Anorthopygus Cotteau, in Cotteau & Triger, 1859, p. 177

[=Pseudopileus de Loriol, 1901, p. 29, type species Pseudopileus zumoffeni de Loriol, 1901 (=Anorthopygus orbicularis Grateloup, 1836) ]

Diagnostic Features
  • Test circular and depressed.
  • Periproct trigonal and weakly to strongly oblique; supramarginal in position; widely separated from the apical disc.
  • Apical disc with four genital plates, genital plate 2 elongate and extending to the posterior separating the posterior genital and ocular plates.
  • Ambulacra with trigeminate plate compounding on the oral surface and simple plating aborally; pore-pairs uniserially arranged.
  • Peristome relatively small and sunken; buccal notches feeble or absent.
Distribution
Cretaceous (Albian to Maastrichtian) of Europe, the Middle East and Cuba.
Name gender masculine
Type
Nucleolites orbicularis Grateloup, 1836, by original designation.
Species Included
  • A. orbicularis (Grateloup, 1836); Albian - Cenomanian of Europe, North Africa and the Middle East (Arabian Peninsula and Iran) [includes A. atavus Fourtau, 1921, A. paradoxus Hawkins, 1935], and Pygaster costellatus Desor, 1842].
  • A. atavus Fourtau, 1921; U. Albian, Egypt.
  • A. paradoxus Hawkins, 1835; Campanian-Maastrichtian, Somalia.
  • A. riveroi Sanchez Roig, 1949; Maastrichtian, Cuba.
  • A. michelini Cotteau, 1860; Cenomanian-Turonian, France and England.
Classification and/or Status

Holectypoida, Pygasterina, Anorthopygidae.

Monophyletic.

Remarks

Restricted to shallow water facies. Distinguished from Pygaster in having the periproct oblique and far removed from the apical disc. Pileus is very similar, differing only in having pore-pairs offset aborally, so as to form a rather broad band.

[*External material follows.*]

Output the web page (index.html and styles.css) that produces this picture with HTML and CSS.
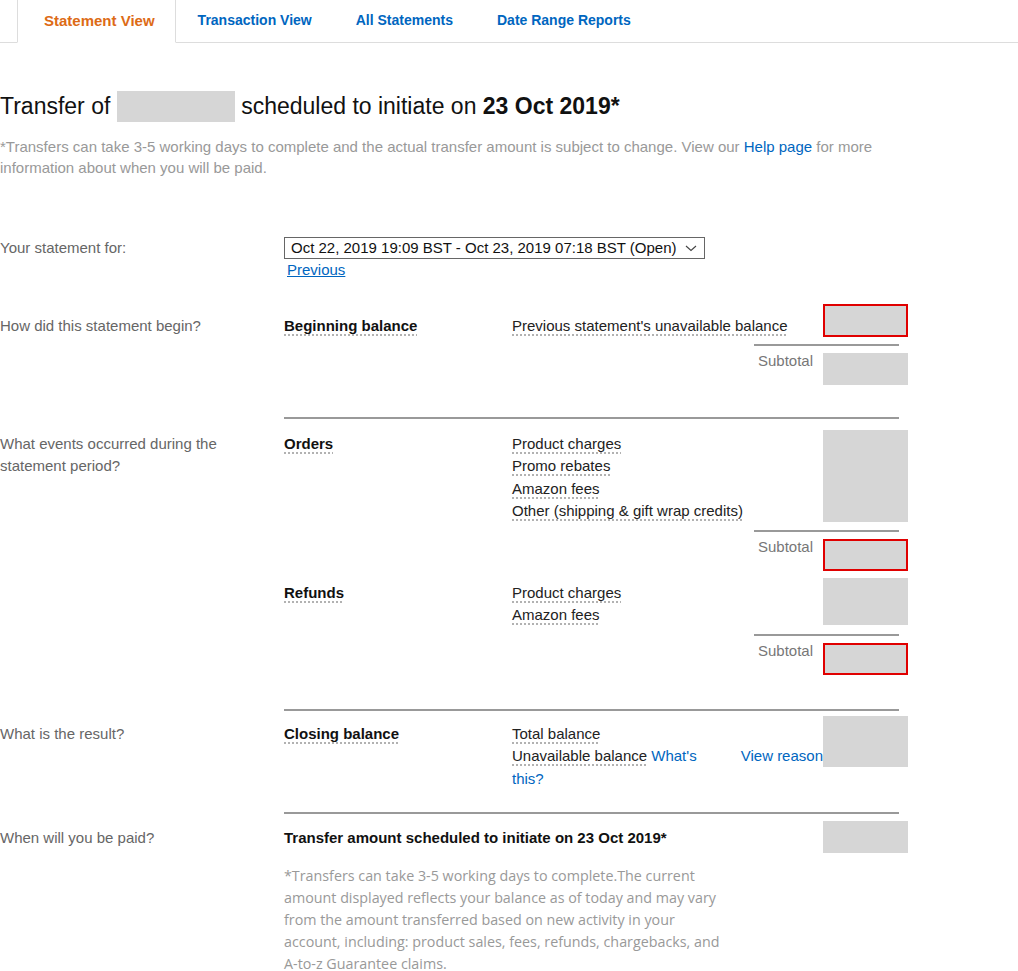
FILE: index.html
```html
<!DOCTYPE html>
<html lang="en">
  <head>
    <meta charset="UTF-8" />
    <meta name="viewport" content="width=device-width, initial-scale=1.0" />
    <title>Payments - Statement View</title>
    <link rel="stylesheet" href="styles.css">
  </head>
  <body>
    <div class="tabs">
      <span class="tab_edge"></span>
      <a class="tab active" href="#">Statement View</a>
      <a class="tab" href="#">Transaction View</a>
      <a class="tab" href="#">All Statements</a>
      <a class="tab" href="#">Date Range Reports</a>
      <span class="tab_fill"></span>
    </div>

    <div class="content">
      <h1>Transfer of <span class="masked"></span> scheduled to initiate on <b>23 Oct 2019*</b></h1>
      <p class="note">
        *Transfers can take 3-5 working days to complete and the actual transfer amount is subject to change. View our
        <a href="#">Help page</a> for more information about when you will be paid.
      </p>

      <div class="period">
        <div class="question">Your statement for:</div>
        <div>
          <div class="select">
            <span>Oct 22, 2019 19:09 BST - Oct 23, 2019 07:18 BST (Open)</span>
            <svg width="12" height="8" viewBox="0 0 12 8">
              <polyline points="1,2 6,6.5 11,2" fill="none" stroke="#444" stroke-width="1.1" />
            </svg>
          </div>
          <a class="prev" href="#">Previous</a>
        </div>
      </div>

      <!-- how did it begin -->
      <div class="row row_begin">
        <div class="question cell">How did this statement begin?</div>
        <div class="head cell"><span class="term">Beginning balance</span></div>
        <ul class="items cell">
          <li><span class="term">Previous statement's unavailable balance</span></li>
        </ul>
        <div class="amount flag"></div>
      </div>
      <div class="subtotal">
        <hr />
        <div class="sub_line">
          <span class="sub_label">Subtotal</span>
          <div class="amount"></div>
        </div>
      </div>

      <hr class="rule rule_events" />

      <!-- events -->
      <div class="row row_orders">
        <div class="question cell">What events occurred during the statement period?</div>
        <div class="head cell"><span class="term">Orders</span></div>
        <ul class="items cell">
          <li><span class="term">Product charges</span></li>
          <li><span class="term">Promo rebates</span></li>
          <li><span class="term">Amazon fees</span></li>
          <li><span class="term">Other (shipping &amp; gift wrap credits)</span></li>
        </ul>
        <div class="amount"></div>
      </div>
      <div class="subtotal">
        <hr />
        <div class="sub_line">
          <span class="sub_label">Subtotal</span>
          <div class="amount flag"></div>
        </div>
      </div>

      <div class="row row_refunds">
        <div></div>
        <div class="head cell"><span class="term">Refunds</span></div>
        <ul class="items cell">
          <li><span class="term">Product charges</span></li>
          <li><span class="term">Amazon fees</span></li>
        </ul>
        <div class="amount"></div>
      </div>
      <div class="subtotal">
        <hr />
        <div class="sub_line">
          <span class="sub_label">Subtotal</span>
          <div class="amount flag"></div>
        </div>
      </div>

      <hr class="rule rule_result" />

      <!-- result -->
      <div class="row row_result">
        <div class="question cell">What is the result?</div>
        <div class="head cell"><span class="term">Closing balance</span></div>
        <div class="result_items cell">
          <ul class="items">
            <li><span class="term">Total balance</span></li>
            <li><span class="term">Unavailable balance</span> <a href="#">What's this?</a></li>
          </ul>
          <a class="reason" href="#">View reason</a>
        </div>
        <div class="amount"></div>
      </div>

      <hr class="rule rule_paid" />

      <!-- paid -->
      <div class="row row_paid">
        <div class="question cell">When will you be paid?</div>
        <div class="paid_title cell">Transfer amount scheduled to initiate on 23 Oct 2019*</div>
        <div class="amount"></div>
        <p class="paid_note">
          *Transfers can take 3-5 working days to complete.The current amount displayed reflects your balance as of
          today and may vary from the amount transferred based on new activity in your account, including: product
          sales, fees, refunds, chargebacks, and A-to-z Guarantee claims.
        </p>
      </div>
    </div>
  </body>
</html>
```

FILE: styles.css
```css
* {
  box-sizing: border-box;
}
body {
  margin: 0;
  font-family: "Liberation Sans", Arial, sans-serif;
  font-size: 15px;
  color: #111;
  background: #fff;
}
a {
  color: #0066c0;
  text-decoration: none;
}

/* tabs */
.tabs {
  display: flex;
  height: 43px;
}
.tab,
.tab_edge,
.tab_fill {
  border-bottom: 1px solid #ddd;
}
.tab_edge {
  width: 17px;
}
.tab_fill {
  flex: 1;
}
.tab {
  padding: 12px 22px 0;
  font-size: 14px;
  font-weight: bold;
  line-height: 17px;
}
.tab.active {
  color: #dd6b16;
  font-size: 15px;
  border-left: 1px solid #ddd;
  border-right: 1px solid #ddd;
  border-bottom-color: #fff;
  padding: 12px 20px 0 26px;
}

/* heading */
h1 {
  margin: 48px 0 0;
  font-size: 23px;
  font-weight: normal;
  line-height: 31px;
}
.masked {
  display: inline-block;
  width: 118px;
  height: 31px;
  background: #d6d6d6;
  vertical-align: top;
}
.note {
  margin: 14px 0 0;
  max-width: 900px;
  color: #999;
  line-height: 21px;
}

.question {
  color: #666;
  line-height: 22px;
}

/* statement period */
.period {
  display: grid;
  grid-template-columns: 284px auto;
  margin-top: 59px;
}
.select {
  width: 421px;
  height: 22px;
  border: 1px solid #666;
  display: flex;
  align-items: center;
  justify-content: space-between;
  padding: 0 7px 0 6px;
  line-height: 20px;
}
.prev {
  display: inline-block;
  margin-left: 3px;
  line-height: 22px;
  text-decoration: underline;
}

/* statement rows */
.row {
  display: grid;
  grid-template-columns: 284px 228px 311px 85px;
  align-items: start;
}
.cell {
  line-height: 22.5px;
}
.head {
  font-weight: bold;
}
.items {
  list-style: none;
  margin: 0;
  padding-left: 0;
  color: #222;
}
.term {
  text-decoration: underline dotted #999;
  text-underline-offset: 4px;
}

.amount {
  height: 32px;
  background: #d6d6d6;
}
.amount.flag {
  border: 2px solid #e00000;
}

.row_begin {
  margin-top: 23px;
}
.row_begin .cell {
  padding-top: 10.5px;
}
.row_begin .amount {
  height: 33px;
}

.row_orders {
  margin-top: 11px;
}
.row_orders .cell {
  padding-top: 2.5px;
}
.row_orders .amount {
  height: 92px;
}

.row_refunds {
  margin-top: 7px;
}
.row_refunds .cell {
  padding-top: 4px;
}
.row_refunds .amount {
  height: 47px;
}

.row_result {
  margin-top: 5px;
}
.row_result .cell {
  padding-top: 7px;
}
.row_result .amount {
  height: 51px;
}
.result_items {
  display: flex;
  justify-content: space-between;
}
.result_items .items {
  width: 200px;
}
.reason {
  margin-top: 22.5px;
}

.row_paid {
  margin-top: 7px;
}
.row_paid .cell {
  padding-top: 6px;
}
.paid_title {
  grid-column: 2 / 4;
  font-weight: bold;
}
.paid_note {
  grid-column: 2 / 4;
  margin: 12px 0 0;
  max-width: 445px;
  font-family: "Open Sans", sans-serif;
  font-size: 14.3px;
  line-height: 22px;
  color: #999;
}

/* subtotals and rules */
.subtotal {
  margin: 7px 0 0 512px;
  width: 396px;
  display: flex;
  flex-direction: column;
  align-items: flex-end;
}
.subtotal hr {
  width: 145px;
  height: 2px;
  margin: 0 9px 0 0;
  border: 0;
  background: #999;
}
.sub_line {
  display: flex;
  gap: 10px;
  margin-top: 7px;
}
.sub_label {
  color: #777;
  line-height: 16px;
}
.sub_line .amount {
  width: 85px;
}

.rule {
  width: 615px;
  height: 2px;
  margin: 0 0 0 284px;
  border: 0;
  background: #999;
}
.rule_events {
  margin-top: 32px;
}
.rule_result {
  margin-top: 34px;
}
.rule_paid {
  margin-top: 22px;
}
```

A. excisus Lambert 1919 is a Coenholectypus.

Smith, A. B. & Wright, C. W. 1999. British Cretaceous Echinoids. Part 5, Holectypoida, Echinoneoida. Palaeontographical Society Monographs, 343-390, pls 115-129.

Smith, A. B. & Jeffery, C. H. 2000. Maastrichtian and Palaeocene echinoids: a key to world faunas. Special Papers in Palaeontology 63, 1-404.